Back to the kitchen, then. This time, instead of melting bitter chocolate, I used Dutch-process cocoa and a little more Miyoko’s vegan butter. Instead of aquafaba, I used. . . wait for it — seltzer, an impressive egg substitute. This version produced fudgier brownies. They needed to chill overnight before assuming their full brownie-ness and agreed to come out the pan neatly. But my husband loves them.
This recipe is more serious and grown-up than kid-friendly, but so’s my husband. It’s closer to my ideal, but I’m still in the R&D phase. That’s okay. Even our founding fathers recognized perfection isn’t easy. The Preamble to our Constitution talks about striving to “form a more perfect Union.” My vegan brownie recipe, like our country, is a work in progress.
Please vote on November 3. Then have a brownie.
Vote Blue Brownies
Ingredients
- 10 tablespoons vegan butter — Miyoko’s nails it for high performance
- 1 cup evaporated cane sugar whizzed in the food processor or blender until fine
- 3/4 cup Dutch process cocoa
- 1/2 cup unbleached all-purpose flour
- 1/2 teaspoon baking powder
- 1/2 cup plain seltzer soda water
- 1 teaspoon vanilla
Instructions
- Preheat oven to 350 degrees. Lightly oil an 8X8 inch baking pan.

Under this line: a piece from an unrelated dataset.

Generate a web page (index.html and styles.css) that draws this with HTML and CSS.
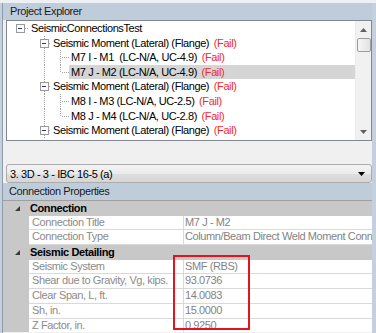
FILE: index.html
```html
<!DOCTYPE html>
<html>
<head>
<meta charset="utf-8">
<title>Project Explorer</title>
<link rel="stylesheet" href="styles.css">
</head>
<body>
<div class="window">
  <div class="frame">
    <div class="pane-title">Project Explorer</div>
    <div class="explorer">
      <div class="tree">
        <ul class="tree-list">
          <li class="node">
            <svg class="guides" width="22" height="14.6" viewBox="0 0 22 14.6">
              <line class="dot" x1="18" y1="7.5" x2="22" y2="7.5"/>
              <rect class="box" x="9.5" y="3.5" width="8" height="8"/>
              <line class="minus" x1="11.5" y1="7.5" x2="15.5" y2="7.5"/>
            </svg>
            <span class="label">SeismicConnectionsTest</span>
          </li>
          <li class="node">
            <svg class="guides" width="37" height="14.6" viewBox="0 0 37 14.6">
              <line class="dot" x1="30.5" y1="0" x2="30.5" y2="14.6"/>
              <line class="dot" x1="35" y1="7.5" x2="37" y2="7.5"/>
              <rect class="box" x="26.5" y="3.5" width="8" height="8"/>
              <line class="minus" x1="28.5" y1="7.5" x2="32.5" y2="7.5"/>
            </svg>
            <span class="label">Seismic Moment (Lateral) (Flange) <span class="fail">(Fail)</span></span>
          </li>
          <li class="node">
            <svg class="guides" width="55" height="14.6" viewBox="0 0 55 14.6">
              <line class="dot" x1="30.5" y1="0" x2="30.5" y2="14.6"/>
              <line class="dot" x1="46.5" y1="0" x2="46.5" y2="14.6"/>
              <line class="dot" x1="48" y1="7.5" x2="55" y2="7.5"/>
            </svg>
            <span class="label">M7 I - M1&nbsp; (LC-N/A, UC-4.9) <span class="fail">(Fail)</span></span>
          </li>
          <li class="node selected">
            <svg class="guides" width="55" height="14.6" viewBox="0 0 55 14.6">
              <line class="dot" x1="30.5" y1="0" x2="30.5" y2="14.6"/>
              <line class="dot" x1="46.5" y1="0" x2="46.5" y2="7.5"/>
              <line class="dot" x1="48" y1="7.5" x2="55" y2="7.5"/>
            </svg>
            <span class="label">M7 J - M2 (LC-N/A, UC-4.9) <span class="fail">(Fail)</span></span>
          </li>
          <li class="node">
            <svg class="guides" width="37" height="14.6" viewBox="0 0 37 14.6">
              <line class="dot" x1="30.5" y1="0" x2="30.5" y2="14.6"/>
              <line class="dot" x1="35" y1="7.5" x2="37" y2="7.5"/>
              <rect class="box" x="26.5" y="3.5" width="8" height="8"/>
              <line class="minus" x1="28.5" y1="7.5" x2="32.5" y2="7.5"/>
            </svg>
            <span class="label">Seismic Moment (Lateral) (Flange) <span class="fail">(Fail)</span></span>
          </li>
          <li class="node">
            <svg class="guides" width="55" height="14.6" viewBox="0 0 55 14.6">
              <line class="dot" x1="30.5" y1="0" x2="30.5" y2="14.6"/>
              <line class="dot" x1="46.5" y1="0" x2="46.5" y2="14.6"/>
              <line class="dot" x1="48" y1="7.5" x2="55" y2="7.5"/>
            </svg>
            <span class="label">M8 I - M3 (LC-N/A, UC-2.5) <span class="fail">(Fail)</span></span>
          </li>
          <li class="node">
            <svg class="guides" width="55" height="14.6" viewBox="0 0 55 14.6">
              <line class="dot" x1="30.5" y1="0" x2="30.5" y2="14.6"/>
              <line class="dot" x1="46.5" y1="0" x2="46.5" y2="7.5"/>
              <line class="dot" x1="48" y1="7.5" x2="55" y2="7.5"/>
            </svg>
            <span class="label">M8 J - M4 (LC-N/A, UC-2.8) <span class="fail">(Fail)</span></span>
          </li>
          <li class="node">
            <svg class="guides" width="37" height="14.6" viewBox="0 0 37 14.6">
              <line class="dot" x1="30.5" y1="0" x2="30.5" y2="14.6"/>
              <line class="dot" x1="35" y1="7.5" x2="37" y2="7.5"/>
              <rect class="box" x="26.5" y="3.5" width="8" height="8"/>
              <line class="minus" x1="28.5" y1="7.5" x2="32.5" y2="7.5"/>
            </svg>
            <span class="label">Seismic Moment (Lateral) (Flange) <span class="fail">(Fail)</span></span>
          </li>
        </ul>
        <div class="vscroll">
          <div class="sb-btn">
            <svg width="7" height="4" viewBox="0 0 7 4"><polygon points="0,4 3.5,0 7,4"/></svg>
          </div>
          <div class="sb-thumb"></div>
          <div class="sb-track"></div>
          <div class="sb-btn">
            <svg width="7" height="4" viewBox="0 0 7 4"><polygon points="0,0 7,0 3.5,4"/></svg>
          </div>
        </div>
      </div>
      <div class="combo">
        <span class="combo-text">3. 3D - 3 - IBC 16-5 (a)</span>
        <svg class="combo-arrow" width="7" height="4" viewBox="0 0 7 4"><polygon points="0,0 7,0 3.5,4"/></svg>
      </div>
    </div>
    <div class="pane-title props-title">Connection Properties</div>
    <div class="grid">
      <div class="cat">
        <span class="glyph"><svg width="5" height="5" viewBox="0 0 5 5"><polygon points="5,0 5,5 0,5"/></svg></span>Connection
      </div>
      <div class="prop"><span class="gut"></span><span class="name">Connection Title</span><span class="value">M7 J - M2</span></div>
      <div class="prop"><span class="gut"></span><span class="name">Connection Type</span><span class="value">Column/Beam Direct Weld Moment Connection</span></div>
      <div class="cat">
        <span class="glyph"><svg width="5" height="5" viewBox="0 0 5 5"><polygon points="5,0 5,5 0,5"/></svg></span>Seismic Detailing
      </div>
      <div class="prop"><span class="gut"></span><span class="name">Seismic System</span><span class="value">SMF (RBS)</span></div>
      <div class="prop"><span class="gut"></span><span class="name">Shear due to Gravity, Vg, kips.</span><span class="value">93.0736</span></div>
      <div class="prop"><span class="gut"></span><span class="name">Clear Span, L, ft.</span><span class="value">14.0083</span></div>
      <div class="prop"><span class="gut"></span><span class="name">Sh, in.</span><span class="value">15.0000</span></div>
      <div class="prop"><span class="gut"></span><span class="name">Z Factor, in.</span><span class="value">0.9250</span></div>
      <div class="mark"></div>
    </div>
  </div>
</div>
</body>
</html>
```

FILE: styles.css
```css
*{margin:0;padding:0;list-style:none;box-sizing:border-box;}
body{width:376px;height:333px;overflow:hidden;background:#c3d0dd;font-family:"Liberation Sans",Arial,sans-serif;font-size:11px;letter-spacing:-0.4px;color:#000;}
.window{border-top:3px solid #eef1f4;height:333px;}
.frame{margin-left:2px;width:370px;height:330px;border-left:1px solid #8f9cab;background:#f0f0f0;}

.pane-title{height:17px;line-height:17px;padding-left:7px;background:#bfcddb;color:#1b1b1b;white-space:nowrap;}
.props-title{padding-left:6px;}

.explorer{padding-left:3px;}
.tree{display:flex;width:366px;height:121px;border:1px solid #828790;background:#fff;}
.tree-list{width:348px;overflow:hidden;}
.node{display:flex;height:14.6px;align-items:stretch;}
.guides{flex:none;display:block;margin-left:7px;}
.guides .dot{stroke:#a0a0a0;stroke-width:1;stroke-dasharray:1 1;shape-rendering:crispEdges;}
.guides .box{fill:#fbfbfb;stroke:#9a9a9a;stroke-width:1;shape-rendering:crispEdges;}
.guides .minus{stroke:#2b3a4e;stroke-width:1;shape-rendering:crispEdges;}
.label{flex:1;padding-left:2px;line-height:14.6px;white-space:nowrap;}
.node:first-child .guides{margin-left:0;}
.node:first-child .label{padding-left:2px;}
.selected .label{background:#d5d5d5;}
.fail{color:#f02c2c;margin-left:2px;}

.vscroll{width:16px;display:flex;flex-direction:column;background:#f1f1f1;border-left:1px solid #ececec;}
.sb-btn{height:17px;display:flex;align-items:center;justify-content:center;}
.sb-btn polygon{fill:#5f5f5f;}
.sb-thumb{height:14px;margin:0 0 0 1px;border:1px solid #9d9d9d;border-radius:2px;background:linear-gradient(to right,#f6f6f6,#e3e3e3);}
.sb-track{flex:1;}

.combo{display:flex;align-items:center;margin-top:23px;width:366px;height:19px;border:1px solid #acacac;border-radius:3px;background:linear-gradient(#f3f3f3,#ebebeb 50%,#dedede 51%,#d6d6d6);padding:0 6px 0 3px;}
.combo-text{flex:1;white-space:nowrap;}
.combo-arrow polygon{fill:#000;}

.grid{position:relative;border-top:1px solid #a0a0a0;height:132px;overflow:hidden;}
.cat{display:flex;align-items:center;height:14.7px;background:#c8c8c8;font-weight:bold;white-space:nowrap;}
.glyph{width:27px;display:flex;justify-content:flex-start;padding-left:12px;}
.glyph polygon{fill:#3a3a3a;}
.prop{display:grid;grid-template-columns:26px 155px 1fr;height:14.7px;line-height:13.7px;}
.gut{background:#c8c8c8;}
.name{padding-left:3px;border-right:1px solid #d9d9d9;border-bottom:1px solid #d9d9d9;background:#fff;color:#8b8b8b;white-space:nowrap;overflow:hidden;}
.value{padding-left:1px;border-bottom:1px solid #d9d9d9;background:#fff;color:#838383;white-space:nowrap;overflow:hidden;}
.mark{position:absolute;left:170px;top:54px;width:77px;height:75px;border:2px solid #e3141e;}
```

- In a saucepan, heat vegan butter over medium heat, stirring occasionally, until melted. Pour in the sugar and stir to dissolve. Sift in cocoa, flour and baking powder and stir in gently. Add vanilla and seltzer. Mix together with a light hand just until combined and batter is streak-free.
- Pour batter into baking dish. Bake for 30 minutes. Allow to cool completely before slicing. Refrigerate for several hours or overnight to improve texture and avoid crumbling.